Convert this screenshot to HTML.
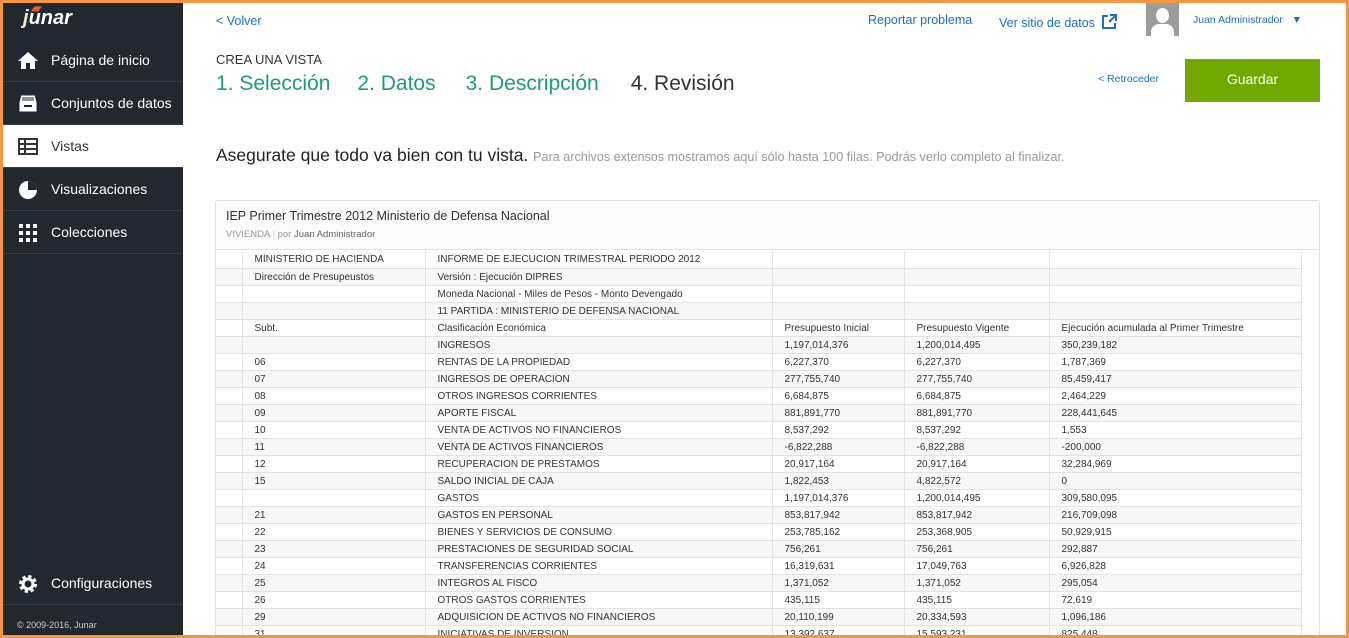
<!DOCTYPE html>
<html><head><meta charset="utf-8"><style>
*{box-sizing:border-box;margin:0;padding:0}
html,body{width:1349px;height:638px;overflow:hidden}
body{font-family:"Liberation Sans",sans-serif;background:#fff}
#wrap{position:relative;width:1349px;height:638px;overflow:hidden}
.frame{position:absolute;left:0;top:0;width:1349px;height:638px;border:3px solid #f7963f;z-index:10;pointer-events:none}
.side{position:absolute;left:3px;top:3px;width:180px;height:632px;background:#23272f}
.logo{position:absolute;left:20px;top:4px;color:#fff;font-weight:bold;font-style:italic;font-size:20px}
.nav{position:absolute;left:0;width:180px;height:43px;border-bottom:1px solid #343a44;color:#fff;font-size:14px;line-height:43px;padding-left:48px}
.nav.act{background:#fff;color:#333}
.ic{position:absolute;left:15px;top:12px;width:20px;height:19px}
.top{position:absolute;font-size:13px;color:#1e6fc4}
table{border-collapse:collapse;font-size:10px;color:#333;position:absolute;left:216px;top:251px}
td{height:17px;border-bottom:1px solid #e3e3e3;border-right:1px solid #e3e3e3;padding-left:12px;padding-top:1px;white-space:nowrap;overflow:hidden}
tr:nth-child(even) td{background:#f7f7f7}
</style></head><body><div id="wrap">
<div class="frame"></div>
<div class="side">
 <div class="logo"><span style="color:#e2602b;position:absolute;left:8px;top:-6px;font-size:12px">▰</span><span style="color:#f3e6c8">j</span>unar</div>
 <div class="nav" style="top:36px;height:43px"><svg class="ic" viewBox="0 0 20 19"><path d="M10 1 L0 10 H3 V18 H8 V12 H12 V18 H17 V10 H20Z" fill="#fff"/></svg>Página de inicio</div>
 <div class="nav" style="top:79px"><svg class="ic" viewBox="0 0 20 19"><path d="M3 1H17L19 8V18H1V8Z M4 4H16 M4 6H16" fill="#fff" stroke="#23272f" stroke-width="1"/><rect x="6" y="11" width="8" height="2" fill="#23272f"/></svg>Conjuntos de datos</div>
 <div class="nav act" style="top:122px"><svg class="ic" viewBox="0 0 20 19"><rect x="1" y="2" width="18" height="15" fill="none" stroke="#333" stroke-width="2"/><path d="M1 7H19M1 12H19M7 2V17" stroke="#333" stroke-width="2"/></svg>Vistas</div>
 <div class="nav" style="top:165px"><svg class="ic" viewBox="0 0 20 19"><circle cx="10" cy="10" r="9" fill="#fff"/><path d="M10 1V10H19A9 9 0 0 0 10 1Z" fill="#23272f"/></svg>Visualizaciones</div>
 <div class="nav" style="top:208px"><svg class="ic" viewBox="0 0 20 19"><g fill="#fff"><rect x="1" y="1" width="4" height="4"/><rect x="8" y="1" width="4" height="4"/><rect x="15" y="1" width="4" height="4"/><rect x="1" y="8" width="4" height="4"/><rect x="8" y="8" width="4" height="4"/><rect x="15" y="8" width="4" height="4"/><rect x="1" y="15" width="4" height="4"/><rect x="8" y="15" width="4" height="4"/><rect x="15" y="15" width="4" height="4"/></g></svg>Colecciones</div>
 <div class="nav" style="top:559px;border-bottom:1px solid #343a44"><svg class="ic" viewBox="0 0 20 19"><circle cx="10" cy="10" r="7" fill="none" stroke="#fff" stroke-width="4" stroke-dasharray="3 2.5"/><circle cx="10" cy="10" r="5" fill="none" stroke="#fff" stroke-width="3"/></svg>Configuraciones</div>
 <div style="position:absolute;left:14px;top:617px;color:#ccc;font-size:9px">© 2009-2016, Junar</div>
</div>
<div class="top" style="left:216px;top:14px;font-size:12.5px">&lt; Volver</div>
<div class="top" style="left:868px;top:13px;font-size:12.5px">Reportar problema</div>
<div class="top" style="left:999px;top:14px;font-size:12.5px">Ver sitio de datos <svg width="15" height="15" viewBox="0 0 15 15" style="vertical-align:-2px;margin-left:4px"><path d="M6 2H1V14H13V9" fill="none" stroke="#1e6fc4" stroke-width="2"/><path d="M8 1H14V7M14 1L7 8" fill="none" stroke="#1e6fc4" stroke-width="2"/></svg></div>
<div style="position:absolute;left:1146px;top:3px;width:33px;height:33px;background:#9c9c9c;overflow:hidden"><div style="position:absolute;left:10px;top:5px;width:13px;height:15px;border-radius:50%;background:#fff"></div><div style="position:absolute;left:5px;top:21px;width:23px;height:14px;border-radius:8px 8px 0 0;background:#fff"></div></div>
<div class="top" style="left:1193px;top:14px;font-size:10.5px">Juan Administrador &nbsp;&nbsp;▼</div>
<div style="position:absolute;left:216px;top:52px;font-size:13px;color:#333">CREA UNA VISTA</div>
<div style="position:absolute;left:216px;top:72px;font-size:21px;color:#1f9e6b">1. Selección<span style="margin-left:27px">2. Datos</span><span style="margin-left:30px">3. Descripción</span><span style="margin-left:32px;color:#333">4. Revisión</span></div>
<div class="top" style="left:1098px;top:73px;font-size:10.5px">&lt; Retroceder</div>
<div style="position:absolute;left:1185px;top:59px;width:135px;height:43px;background:#72a900;color:#fff;font-size:14px;text-align:center;line-height:40px">Guardar</div>
<div style="position:absolute;left:216px;top:145px;font-size:17.5px;color:#222">Asegurate que todo va bien con tu vista. <span style="font-size:12.6px;color:#999">Para archivos extensos mostramos aquí sólo hasta 100 filas. Podrás verlo completo al finalizar.</span></div>
<div style="position:absolute;left:215px;top:200px;width:1105px;height:450px;border:1px solid #e0e0e0;border-radius:3px;background:#fff"></div>
<div style="position:absolute;left:216px;top:201px;width:1103px;height:49px;background:#fbfbfb;border-bottom:1px solid #e3e3e3"></div>
<div style="position:absolute;left:226px;top:209px;font-size:12.5px;color:#333">IEP Primer Trimestre 2012 Ministerio de Defensa Nacional</div>
<div style="position:absolute;left:226px;top:229px;font-size:9.5px;color:#999">VIVIENDA <span style="color:#ccc">|</span> por <span style="color:#666">Juan Administrador</span></div>
<table>
<colgroup><col style="width:26px"><col style="width:183px"><col style="width:347px"><col style="width:132px"><col style="width:145px"><col style="width:252px"></colgroup>
<tr><td></td><td>MINISTERIO DE HACIENDA</td><td>INFORME DE EJECUCION TRIMESTRAL PERIODO 2012</td><td></td><td></td><td></td></tr>
<tr><td></td><td>Dirección de Presupeustos</td><td>Versión : Ejecución DIPRES</td><td></td><td></td><td></td></tr>
<tr><td></td><td></td><td>Moneda Nacional - Miles de Pesos - Monto Devengado</td><td></td><td></td><td></td></tr>
<tr><td></td><td></td><td>11 PARTIDA : MINISTERIO DE DEFENSA NACIONAL</td><td></td><td></td><td></td></tr>
<tr><td></td><td>Subt.</td><td>Clasificación Económica</td><td>Presupuesto Inicial</td><td>Presupuesto Vigente</td><td>Ejecución acumulada al Primer Trimestre</td></tr>
<tr><td></td><td></td><td>INGRESOS</td><td>1,197,014,376</td><td>1,200,014,495</td><td>350,239,182</td></tr>
<tr><td></td><td>06</td><td>RENTAS DE LA PROPIEDAD</td><td>6,227,370</td><td>6,227,370</td><td>1,787,369</td></tr>
<tr><td></td><td>07</td><td>INGRESOS DE OPERACION</td><td>277,755,740</td><td>277,755,740</td><td>85,459,417</td></tr>
<tr><td></td><td>08</td><td>OTROS INGRESOS CORRIENTES</td><td>6,684,875</td><td>6,684,875</td><td>2,464,229</td></tr>
<tr><td></td><td>09</td><td>APORTE FISCAL</td><td>881,891,770</td><td>881,891,770</td><td>228,441,645</td></tr>
<tr><td></td><td>10</td><td>VENTA DE ACTIVOS NO FINANCIEROS</td><td>8,537,292</td><td>8,537,292</td><td>1,553</td></tr>
<tr><td></td><td>11</td><td>VENTA DE ACTIVOS FINANCIEROS</td><td>-6,822,288</td><td>-6,822,288</td><td>-200,000</td></tr>
<tr><td></td><td>12</td><td>RECUPERACION DE PRESTAMOS</td><td>20,917,164</td><td>20,917,164</td><td>32,284,969</td></tr>
<tr><td></td><td>15</td><td>SALDO INICIAL DE CAJA</td><td>1,822,453</td><td>4,822,572</td><td>0</td></tr>
<tr><td></td><td></td><td>GASTOS</td><td>1,197,014,376</td><td>1,200,014,495</td><td>309,580,095</td></tr>
<tr><td></td><td>21</td><td>GASTOS EN PERSONAL</td><td>853,817,942</td><td>853,817,942</td><td>216,709,098</td></tr>
<tr><td></td><td>22</td><td>BIENES Y SERVICIOS DE CONSUMO</td><td>253,785,162</td><td>253,368,905</td><td>50,929,915</td></tr>
<tr><td></td><td>23</td><td>PRESTACIONES DE SEGURIDAD SOCIAL</td><td>756,261</td><td>756,261</td><td>292,887</td></tr>
<tr><td></td><td>24</td><td>TRANSFERENCIAS CORRIENTES</td><td>16,319,631</td><td>17,049,763</td><td>6,926,828</td></tr>
<tr><td></td><td>25</td><td>INTEGROS AL FISCO</td><td>1,371,052</td><td>1,371,052</td><td>295,054</td></tr>
<tr><td></td><td>26</td><td>OTROS GASTOS CORRIENTES</td><td>435,115</td><td>435,115</td><td>72,619</td></tr>
<tr><td></td><td>29</td><td>ADQUISICION DE ACTIVOS NO FINANCIEROS</td><td>20,110,199</td><td>20,334,593</td><td>1,096,186</td></tr>
<tr><td></td><td>31</td><td>INICIATIVAS DE INVERSION</td><td>13,392,637</td><td>15,593,231</td><td>825,448</td></tr>
</table>
</div></body></html>
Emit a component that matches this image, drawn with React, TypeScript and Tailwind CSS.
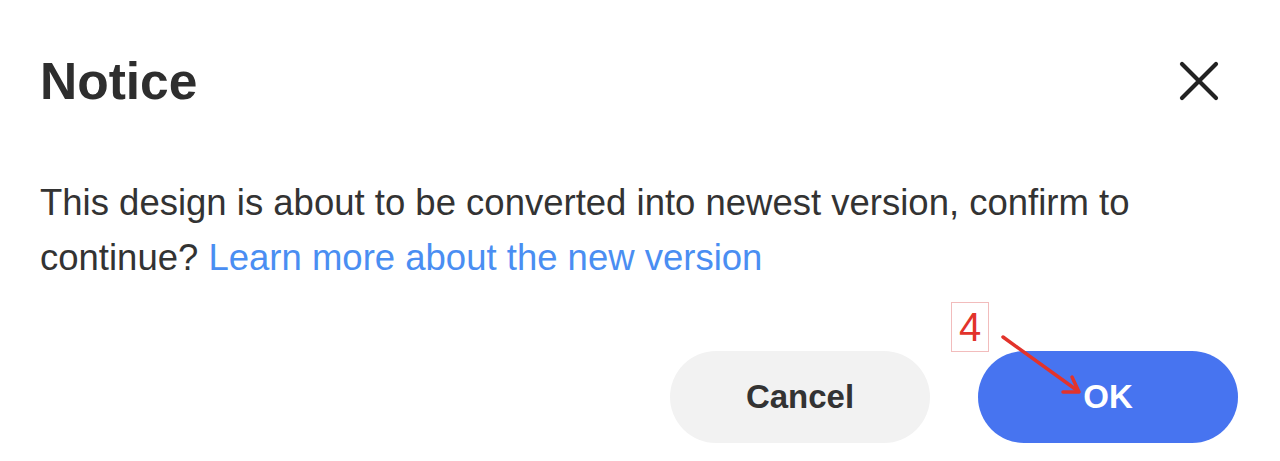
import React from "react";

function CloseIcon() {
  return (
    <svg width="44" height="44" viewBox="0 0 44 44" fill="none" aria-hidden="true">
      <path d="M5 5 L39 39 M39 5 L5 39" stroke="#222222" strokeWidth="4.2" strokeLinecap="round" />
    </svg>
  );
}

export default function App() {
  return (
    <div
      className="relative h-[461px] w-full overflow-hidden bg-white text-[#333333]"
      style={{ fontFamily: '"Liberation Sans", Arial, sans-serif' }}
    >
      <div className="flex flex-col pl-[40px] pr-[42px] pt-[56px]">
        <div className="flex items-start justify-between">
          <h1 className="text-[51.5px] font-bold leading-[50px] text-[#2e2e2e]">Notice</h1>
          <button className="mr-[17px] mt-[3px] flex h-[44px] w-[44px] items-center justify-center">
            <CloseIcon />
          </button>
        </div>

        <p className="mt-[69px] text-[36.5px] leading-[55px] text-[#333333]">
          This design is about to be converted into newest version, confirm to continue?{" "}
          <a className="text-[#4a8ef2]">Learn more about the new version</a>
        </p>

        <div className="mt-[66px] flex justify-end gap-[48px]">
          <button className="flex h-[92px] w-[260px] items-center justify-center rounded-full bg-[#f2f2f2] text-[33px] font-bold text-[#333333]">
            Cancel
          </button>
          <button className="flex h-[92px] w-[260px] items-center justify-center rounded-full bg-[#4774f0] text-[33px] font-bold text-white">
            OK
          </button>
        </div>
      </div>

      {/* annotation overlay */}
      <div className="absolute left-[951px] top-[302px] flex h-[50px] w-[38px] items-center justify-center border border-[#f2bcbc] text-[40px] leading-none text-[#e2332b]">
        4
      </div>
      <svg
        className="pointer-events-none absolute left-0 top-0"
        width="1280"
        height="461"
        viewBox="0 0 1280 461"
        fill="none"
        aria-hidden="true"
      >
        <path d="M1003 337 L1078 391" stroke="#e2332b" strokeWidth="3.5" strokeLinecap="round" />
        <path d="M1072 377 L1079 392 L1063 392" stroke="#e2332b" strokeWidth="3.5" strokeLinecap="round" strokeLinejoin="round" />
      </svg>
    </div>
  );
}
---*---
In the lines above, find each one with "React" and list it.

# Correct answer:
Emit a component that matches this image, drawn with React, TypeScript and Tailwind CSS.
import React from "react";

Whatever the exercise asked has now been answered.